La fiction rejoint et dépasse parfois la réalité de ce que nous vivons par rapport à la montée de l’extrémisme et du syncrétisme religieux. Croire en Dieu ou croire aux ancêtres.
Le père de Bibi, le grand Imam Karamo choisit lui de croire aux deux. Son choix, reflet d’une Afrique qui ne se retrouve pas toujours entre héritage traditionnel et religion révélée mine le développement d’une jeunesse qui ne sait pas forcément où se situer, qui suivre, comment se développer et que prendre chez l’autre de bon tout en n’occultant pas sa propre culture.

Le choix de mettre au centre de son film deux amoureux n’est sûrement pas fortuit de la part de Cheick. A travers la vie de bibi, Kesso et des autres, nous voyons défiler le problème du choix que les parents imposent aux enfants. Bibi serait Imam. C’est la décision du papa. Crainte de la malédiction paternelle, crainte de la répudiation de sa mère, le jeune homme ne peut que se résigner, quitte à perdre Kesso, la jeune et belle informaticienne, qui porte son enfant. Le volte face des jeunes, la coalition des mamans contre Karamo l’Imam montre aussi une Afrique qui se réveille et qui refuse la féodalité du père qui décide tout tel un dieu sur terre.

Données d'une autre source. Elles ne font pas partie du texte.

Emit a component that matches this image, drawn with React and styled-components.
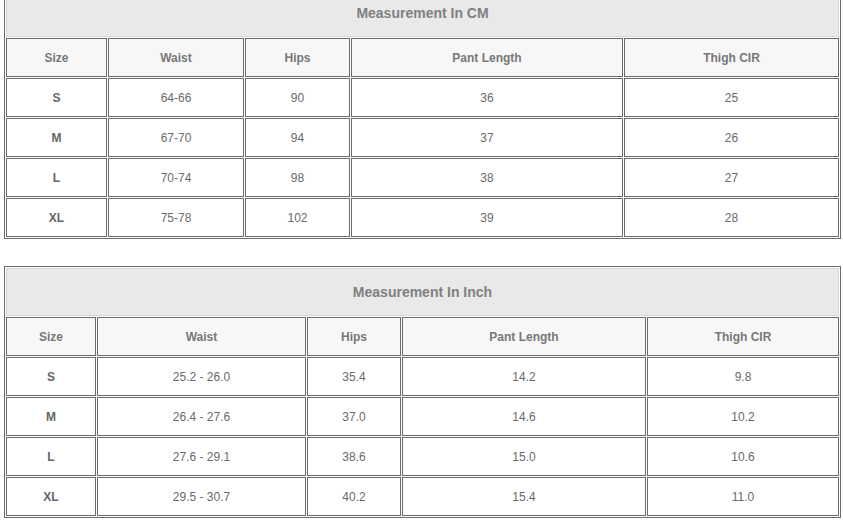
import React from "react";
import styled, { createGlobalStyle } from "styled-components";

const GlobalStyle = createGlobalStyle`
  html, body {
    margin: 0;
    padding: 0;
    background: #ffffff;
    overflow: hidden;
  }
  body {
    font-family: "Liberation Sans", Arial, sans-serif;
  }
`;

const Page = styled.div`
  display: flex;
  flex-direction: column;
  gap: 27px;
  padding: 0 3px 0 4px;
  margin-top: -13px;
`;

const Table = styled.table`
  width: 837px;
  table-layout: fixed;
  border-collapse: separate;
  border-spacing: 1px;
  border: 1px solid #6b6b6b;
  font-family: "Liberation Sans", Arial, sans-serif;
  font-size: 12px;
  color: #555;
`;

const Title = styled.th`
  height: 48px;
  box-sizing: border-box;
  background: #e9e9e9;
  border: 1px solid #d6d6d6;
  font-size: 14px;
  font-weight: bold;
  color: #808080;
  text-align: center;
  vertical-align: middle;
  padding: 0;
`;

const HeadCell = styled.th`
  height: 39px;
  box-sizing: border-box;
  background: #f7f7f7;
  border: 1px solid #6b6b6b;
  font-weight: bold;
  color: #777;
  text-align: center;
  vertical-align: middle;
  padding: 0;
`;

const Cell = styled.td`
  height: 39px;
  box-sizing: border-box;
  background: #fff;
  border: 1px solid #6b6b6b;
  text-align: center;
  vertical-align: middle;
  padding: 0;
  font-weight: ${(p) => (p.$bold ? "bold" : "normal")};
  color: ${(p) => (p.$bold ? "#666" : "#6a6a6a")};
`;

const headers = ["Size", "Waist", "Hips", "Pant Length", "Thigh CIR"];

const cmRows = [
  ["S", "64-66", "90", "36", "25"],
  ["M", "67-70", "94", "37", "26"],
  ["L", "70-74", "98", "38", "27"],
  ["XL", "75-78", "102", "39", "28"],
];

const inchRows = [
  ["S", "25.2 - 26.0", "35.4", "14.2", "9.8"],
  ["M", "26.4 - 27.6", "37.0", "14.6", "10.2"],
  ["L", "27.6 - 29.1", "38.6", "15.0", "10.6"],
  ["XL", "29.5 - 30.7", "40.2", "15.4", "11.0"],
];

function SizeTable({ title, widths, rows }) {
  return (
    <Table>
      <colgroup>
        {widths.map((w, i) => (
          <col key={i} style={{ width: w }} />
        ))}
      </colgroup>
      <thead>
        <tr>
          <Title colSpan={5}>{title}</Title>
        </tr>
        <tr>
          {headers.map((h) => (
            <HeadCell key={h}>{h}</HeadCell>
          ))}
        </tr>
      </thead>
      <tbody>
        {rows.map((r) => (
          <tr key={r[0]}>
            {r.map((v, i) => (
              <Cell key={i} $bold={i === 0}>
                {v}
              </Cell>
            ))}
          </tr>
        ))}
      </tbody>
    </Table>
  );
}

export default function App() {
  return (
    <>
      <GlobalStyle />
      <Page>
        <SizeTable
          title="Measurement In CM"
          widths={[101, 136, 105, 272, 215]}
          rows={cmRows}
        />
        <SizeTable
          title="Measurement In Inch"
          widths={[90, 209, 94, 244, 192]}
          rows={inchRows}
        />
      </Page>
    </>
  );
}
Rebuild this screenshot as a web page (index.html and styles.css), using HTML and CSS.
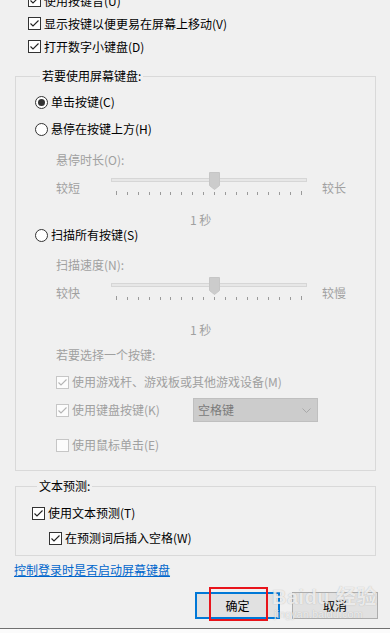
FILE: index.html
```html
<!DOCTYPE html>
<html lang="zh-CN">
<head>
<meta charset="utf-8">
<title>屏幕键盘选项</title>
<link rel="stylesheet" href="styles.css">
</head>
<body>
<div class="page">
  <div class="top">
    <div class="row cbrow"><span class="cb"><svg viewBox="0 0 11 11" width="11" height="11"><path d="M1.5 5.5 L4 8 L9.5 2.5" /></svg></span>使用按键音(U)</div>
    <div class="row cbrow"><span class="cb"><svg viewBox="0 0 11 11" width="11" height="11"><path d="M1.5 5.5 L4 8 L9.5 2.5" /></svg></span>显示按键以便更易在屏幕上移动(V)</div>
    <div class="row cbrow"><span class="cb"><svg viewBox="0 0 11 11" width="11" height="11"><path d="M1.5 5.5 L4 8 L9.5 2.5" /></svg></span>打开数字小键盘(D)</div>
  </div>

  <fieldset class="group g1">
    <legend>若要使用屏幕键盘:</legend>
    <div class="row radio r1"><span class="rd on"></span>单击按键(C)</div>
    <div class="row radio r2"><span class="rd"></span>悬停在按键上方(H)</div>
    <div class="row sub dim lab1">悬停时长(O):</div>
    <div class="slider s1">
      <span class="sl-lab dim">较短</span>
      <div class="track-area">
        <div class="track"></div>
        <div class="thumb"><svg viewBox="0 0 11 18" width="11" height="18"><path d="M0.5 0.5 H10.5 V13.5 L5.5 17.5 L0.5 13.5 Z" /></svg></div>
        <div class="ticks"><i class="long"></i><i></i><i></i><i></i><i></i><i></i><i></i><i></i><i></i><i></i><i></i><i></i><i></i><i></i><i></i><i></i><i></i><i class="long"></i></div>
      </div>
      <span class="sl-lab right dim">较长</span>
    </div>
    <div class="sec dim sec1">1 秒</div>
    <div class="row radio r3"><span class="rd"></span>扫描所有按键(S)</div>
    <div class="row sub dim lab2">扫描速度(N):</div>
    <div class="slider s2">
      <span class="sl-lab dim">较快</span>
      <div class="track-area">
        <div class="track"></div>
        <div class="thumb"><svg viewBox="0 0 11 18" width="11" height="18"><path d="M0.5 0.5 H10.5 V13.5 L5.5 17.5 L0.5 13.5 Z" /></svg></div>
        <div class="ticks"><i class="long"></i><i></i><i></i><i></i><i></i><i></i><i></i><i></i><i></i><i></i><i></i><i></i><i></i><i></i><i></i><i></i><i></i><i class="long"></i></div>
      </div>
      <span class="sl-lab right dim">较慢</span>
    </div>
    <div class="sec dim sec2">1 秒</div>
    <div class="row sub dim lab3">若要选择一个按键:</div>
    <div class="row sub dim cbM"><span class="cb dis"><svg viewBox="0 0 11 11" width="11" height="11"><path d="M1.5 5.5 L4 8 L9.5 2.5" /></svg></span>使用游戏杆、游戏板或其他游戏设备(M)</div>
    <div class="row sub dim cbK">
      <span class="kl"><span class="cb dis"><svg viewBox="0 0 11 11" width="11" height="11"><path d="M1.5 5.5 L4 8 L9.5 2.5" /></svg></span>使用键盘按键(K)</span>
      <span class="dropdown"><span class="dd-text">空格键</span><svg class="chev" viewBox="0 0 9 5" width="9" height="5"><path d="M0.5 0.5 L4.5 4.5 L8.5 0.5" /></svg></span>
    </div>
    <div class="row sub dim cbE"><span class="cb dis"></span>使用鼠标单击(E)</div>
  </fieldset>

  <fieldset class="group g2">
    <legend>文本预测:</legend>
    <div class="row cbrow cbT"><span class="cb"><svg viewBox="0 0 11 11" width="11" height="11"><path d="M1.5 5.5 L4 8 L9.5 2.5" /></svg></span>使用文本预测(T)</div>
    <div class="row cbrow cbW"><span class="cb"><svg viewBox="0 0 11 11" width="11" height="11"><path d="M1.5 5.5 L4 8 L9.5 2.5" /></svg></span>在预测词后插入空格(W)</div>
  </fieldset>

  <div class="row linkrow"><a class="link" href="#">控制登录时是否启动屏幕键盘</a></div>

  <div class="buttons">
    <div class="btn ok">确定<span class="mark"></span></div>
    <div class="btn cancel">取消</div>
    <div class="watermark"><span class="wm1">Bai<span class="paw">du</span> 经验</span><span class="wm2">jingyan.baidu.com</span></div>
  </div>

  <div class="bottombar"></div>
</div>
</body>
</html>
```

FILE: styles.css
```css
html, body {
  margin: 0;
  padding: 0;
  background: #f0f0f0;
  overflow: hidden;
}
body {
  font-family: "Noto Sans CJK SC", "Microsoft YaHei", "Noto Sans", sans-serif;
  font-size: 12px;
  color: #000;
  width: 390px;
  height: 633px;
}
.page {
  display: flex;
  flex-direction: column;
  width: 390px;
  height: 633px;
}
.row {
  display: flex;
  align-items: center;
  height: 16px;
  line-height: 16px;
  white-space: nowrap;
}
.dim { color: #a0a0a0; }

/* checkboxes */
.cb {
  box-sizing: border-box;
  width: 13px;
  height: 13px;
  border: 1px solid #333;
  background: #fff;
  display: inline-flex;
  flex-shrink: 0;
  margin-right: 3px;
}
.cb svg path {
  fill: none;
  stroke: #222;
  stroke-width: 1.1;
}
.cb.dis {
  border-color: #c6c6c6;
  background: #fcfcfc;
}
.cb.dis svg path { stroke: #b4b4b4; }

/* radios */
.rd {
  box-sizing: border-box;
  width: 13px;
  height: 13px;
  border: 1px solid #333;
  border-radius: 50%;
  background: #fff;
  display: inline-flex;
  align-items: center;
  justify-content: center;
  margin-right: 3px;
  flex-shrink: 0;
}
.rd.on::after {
  content: "";
  width: 7px;
  height: 7px;
  border-radius: 50%;
  background: #333;
}

/* top checkboxes */
.top {
  margin-top: -11px;
  padding-left: 28px;
  display: flex;
  flex-direction: column;
}
.top .row { height: 23px; }

/* group boxes */
.group {
  box-sizing: border-box;
  margin: 0 0 0 15px;
  width: 361px;
  padding: 0;
  border: 1px solid #d9d9d9;
  min-width: 0;
}
.group legend {
  margin-left: 5px;
  padding: 0 2px;
  line-height: 16px;
  height: 16px;
  font-size: 12px;
}
.g1 {
  margin-top: 10px;
  padding: 0 0 17px 19px;
}
.r1 { margin-top: 10px; }
.r2 { margin-top: 11px; }
.sub { margin-left: 21px; }
.lab1 { margin-top: 15px; }

.slider {
  display: flex;
  height: 30px;
  margin-left: 21px;
}
.s1 { margin-top: 2px; }
.s2 { margin-top: 2px; }
.sl-lab {
  width: 55px;
  flex-shrink: 0;
  padding-top: 10px;
  line-height: 16px;
}
.sl-lab.right {
  width: auto;
  margin-left: 15px;
}
.track-area {
  position: relative;
  width: 196px;
  height: 30px;
  flex-shrink: 0;
}
.track {
  box-sizing: border-box;
  margin-top: 8px;
  height: 4px;
  border: 1px solid #d6d6d6;
  background: #e7e7e7;
}
.thumb {
  position: absolute;
  left: 98px;
  top: 2px;
  width: 11px;
  height: 18px;
}
.thumb svg path {
  fill: #cccccc;
  stroke: #c6c6c6;
  stroke-width: 1;
}
.ticks {
  display: flex;
  justify-content: space-between;
  align-items: flex-start;
  margin: 9px 5px 0 5px;
  height: 5px;
}
.ticks i {
  display: block;
  width: 1px;
  height: 3px;
  margin-top: 1px;
  background: #9a9a9a;
}
.ticks i.long {
  height: 4px;
  margin-top: 0;
}

.sec {
  height: 14px;
  line-height: 14px;
  padding-left: 155px;
  white-space: nowrap;
}
.sec1 { margin-top: 13px; }
.r3 { margin-top: 0; }
.lab2 { margin-top: 14px; }
.sec2 { margin-top: 18px; }
.lab3 { margin-top: 10px; }
.cbM { margin-top: 11px; }
.cbK {
  margin-top: 8px;
  height: 24px;
}
.kl {
  display: flex;
  align-items: center;
  width: 137px;
  flex-shrink: 0;
}
.dropdown {
  box-sizing: border-box;
  width: 125px;
  height: 24px;
  background: #cccccc;
  border: 1px solid #bfbfbf;
  display: flex;
  align-items: center;
  justify-content: space-between;
  padding: 0 6px 0 4px;
  color: #7a7a7a;
}
.chev path {
  fill: none;
  stroke: #a8a8a8;
  stroke-width: 1;
}
.cbE { margin-top: 15px; }

/* group 2 */
.g2 {
  margin-top: 7px;
  padding: 0 0 9px 16px;
}
.cbT { margin-top: 11px; }
.cbW { margin-top: 9px; margin-left: 17px; }

.linkrow {
  margin-top: 6px;
  padding-left: 14px;
}
.link {
  color: #0066cc;
  text-decoration: underline;
}

/* buttons */
.buttons {
  position: relative;
  display: flex;
  gap: 12px;
  margin-top: 14px;
  padding-left: 195px;
  height: 27px;
}
.btn {
  box-sizing: border-box;
  height: 27px;
  background: #e1e1e1;
  display: flex;
  align-items: center;
  justify-content: center;
  position: relative;
}
.ok {
  width: 85px;
  border: 2px solid #0078d7;
}
.cancel {
  width: 86px;
  border: 1px solid #adadad;
}
.mark {
  position: absolute;
  left: 12px;
  top: -7px;
  width: 59px;
  height: 34px;
  border: 2px solid #e8141b;
  box-sizing: border-box;
}
.watermark {
  position: absolute;
  left: 272px;
  top: -6px;
  display: flex;
  flex-direction: column;
  align-items: flex-start;
  pointer-events: none;
  color: rgba(255, 255, 255, 0.75);
  text-shadow: 0 0 1px rgba(120, 120, 120, 0.55);
  font-family: "Liberation Sans", "Noto Sans CJK SC", sans-serif;
  white-space: nowrap;
}
.wm1 {
  font-size: 20px;
  line-height: 22px;
  font-weight: bold;
  letter-spacing: 0.5px;
}
.wm2 {
  font-size: 11px;
  line-height: 12px;
  margin-left: 2px;
}

.bottombar {
  margin-top: 9px;
  flex: 1;
  border-top: 1px solid #707070;
  background: #fbfbfb;
}
```
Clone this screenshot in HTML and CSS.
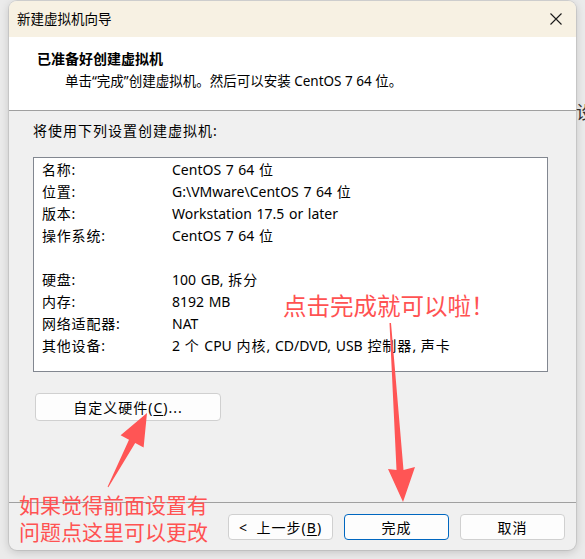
FILE: index.html
```html
<!DOCTYPE html>
<html lang="zh-CN">
  <head>
    <meta charset="UTF-8" />
    <meta name="viewport" content="width=device-width, initial-scale=1.0" />
    <title>新建虚拟机向导</title>
    <link rel="stylesheet" href="styles.css">
  </head>
  <body>
    <div class="backdrop-text">设</div>

    <div class="window">
      <div class="titlebar">
        <span class="title">新建虚拟机向导</span>
        <svg class="close" width="12" height="12" viewBox="0 0 12 12">
          <path d="M0.5 0.5 L11.5 11.5 M11.5 0.5 L0.5 11.5" stroke="#1a1a1a" stroke-width="1.1" fill="none" />
        </svg>
      </div>

      <div class="header">
        <div class="header-title">已准备好创建虚拟机</div>
        <div class="header-sub">单击“完成”创建虚拟机。然后可以安装 CentOS 7 64 位。</div>
      </div>

      <div class="content">
        <p class="intro">将使用下列设置创建虚拟机:</p>

        <div class="summary">
          <div class="row"><span class="label">名称:</span><span class="value">CentOS 7 64 <span class="cjk">位</span></span></div>
          <div class="row"><span class="label">位置:</span><span class="value">G:\VMware\CentOS 7 64 <span class="cjk">位</span></span></div>
          <div class="row"><span class="label">版本:</span><span class="value">Workstation 17.5 or later</span></div>
          <div class="row"><span class="label">操作系统:</span><span class="value">CentOS 7 64 <span class="cjk">位</span></span></div>
          <div class="row"></div>
          <div class="row"><span class="label">硬盘:</span><span class="value">100 GB, <span class="cjk">拆分</span></span></div>
          <div class="row"><span class="label">内存:</span><span class="value">8192 MB</span></div>
          <div class="row"><span class="label">网络适配器:</span><span class="value">NAT</span></div>
          <div class="row">
            <span class="label">其他设备:</span>
            <span class="value">2 <span class="cjk">个</span> CPU <span class="cjk">内核</span>, CD/DVD, USB <span class="cjk">控制器</span>, <span class="cjk">声卡</span></span>
          </div>
        </div>

        <button class="btn btn-custom">自定义硬件(<u>C</u>)...</button>
      </div>

      <div class="footer">
        <button class="btn btn-back">&lt; 上一步(<u>B</u>)</button>
        <button class="btn btn-primary">完成</button>
        <button class="btn">取消</button>
      </div>
    </div>

    <div class="note note-finish">点击完成就可以啦！</div>
    <div class="note note-custom">如果觉得前面设置有<br />问题点这里可以更改</div>

    <svg class="arrows" width="585" height="559" viewBox="0 0 585 559">
      <polygon
        fill="#ff5555"
        points="107.6,486.8 129,439.7 120.6,435.2 147,413 143.6,447.4 135.2,442.9 108.4,487.2"
      />
      <polygon
        fill="#ff5555"
        points="389.5,323 396.5,470 388,469 403,502 415,467 403.5,470 391,323"
      />
    </svg>
  </body>
</html>
```

FILE: styles.css
```css
* {
  margin: 0;
  padding: 0;
  box-sizing: border-box;
}

body {
  font-family: "Noto Sans", "Noto Sans CJK SC", sans-serif;
  font-size: 14px;
  color: #000;
  background-color: #ebebeb;
  width: 585px;
  height: 559px;
  overflow: hidden;
  position: relative;
}

.backdrop-text {
  position: absolute;
  left: 576px;
  top: 98px;
  font-size: 18px;
  color: #333;
}

.window {
  position: relative;
  margin: 1px 0 0 9px;
  width: 567px;
  height: 549px;
  display: flex;
  flex-direction: column;
  background-color: #f0f0f0;
  border-radius: 8px;
  overflow: hidden;
  box-shadow: 0 2px 10px rgba(0, 0, 0, 0.18), 0 0 0 1px rgba(0, 0, 0, 0.08);
}

.titlebar {
  height: 36px;
  display: flex;
  align-items: center;
  justify-content: space-between;
  padding: 0 14px 0 8px;
  background-color: #f7f1e3;
}

.title {
  font-size: 13.5px;
  line-height: 20px;
}

.header {
  height: 74px;
  background-color: #fff;
  border-bottom: 1px solid #a0a0a0;
  padding: 12px 0 0 28px;
}

.header-title {
  font-weight: bold;
  line-height: 20px;
}

.header-sub {
  margin-top: 2px;
  padding-left: 28px;
  font-size: 13.5px;
  line-height: 20px;
}

.content {
  flex: 1;
  padding: 10px 28px 0 24px;
}

.intro {
  line-height: 20px;
  letter-spacing: 1px;
}

.summary {
  margin-top: 16px;
  height: 215px;
  background-color: #fff;
  border: 1px solid #828790;
  padding: 1px 8px 0;
}

.row {
  display: grid;
  grid-template-columns: 130px 1fr;
  height: 22px;
  line-height: 22px;
  white-space: nowrap;
}

.label {
  letter-spacing: 0.8px;
}

.value {
  word-spacing: 1px;
}

.cjk {
  letter-spacing: 1px;
}

.btn {
  font-family: inherit;
  font-size: 14px;
  letter-spacing: 1px;
  color: #000;
  height: 26px;
  width: 105px;
  background-color: #fdfdfd;
  border: 1px solid #d0d0d0;
  border-radius: 4px;
}

.btn u {
  text-underline-offset: 2px;
}

.btn-back {
  word-spacing: 4px;
}

.btn-custom {
  margin: 21px 0 0 2px;
  width: 186px;
  height: 28px;
}

.btn-primary {
  border-color: #0067c0;
}

.footer {
  border-top: 1px solid #a0a0a0;
  display: flex;
  justify-content: flex-end;
  gap: 11px;
  padding: 11px 11px 10px 0;
}

.note {
  position: absolute;
  color: #ff5252;
  font-family: "Noto Sans CJK SC", sans-serif;
  white-space: nowrap;
}

.note-finish {
  left: 283px;
  top: 290px;
  font-size: 23.5px;
  line-height: 30px;
}

.note-custom {
  left: 19px;
  top: 491px;
  font-size: 21px;
  line-height: 27px;
}

.arrows {
  position: absolute;
  left: 0;
  top: 0;
  pointer-events: none;
}
```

Résigné, l’Imam fait appel à la tradition. Il faut purifier l’enfant qui va naître, l’enfant adultérin. Après l’accouchement qui a eu lieu au village, lieu par excellence de la tradition en opposition à la ville, lieu de perdition, l’enfant sera simplement éliminé. La lignée est pure. Mais, le fils revient à la charge contre le père. Il n’accepte pas que pour paraître bien dans la société, son père est prêt à tout, même à tuer.

Voila un film à voir en famille car, les problèmes qui y sont soulevé mérite d’être discuté. Ce film annonce peut être le temps où les africains doivent revisiter leur passé en vue d’écrire un avenir où il fera bon vivre comme après une belle pluie.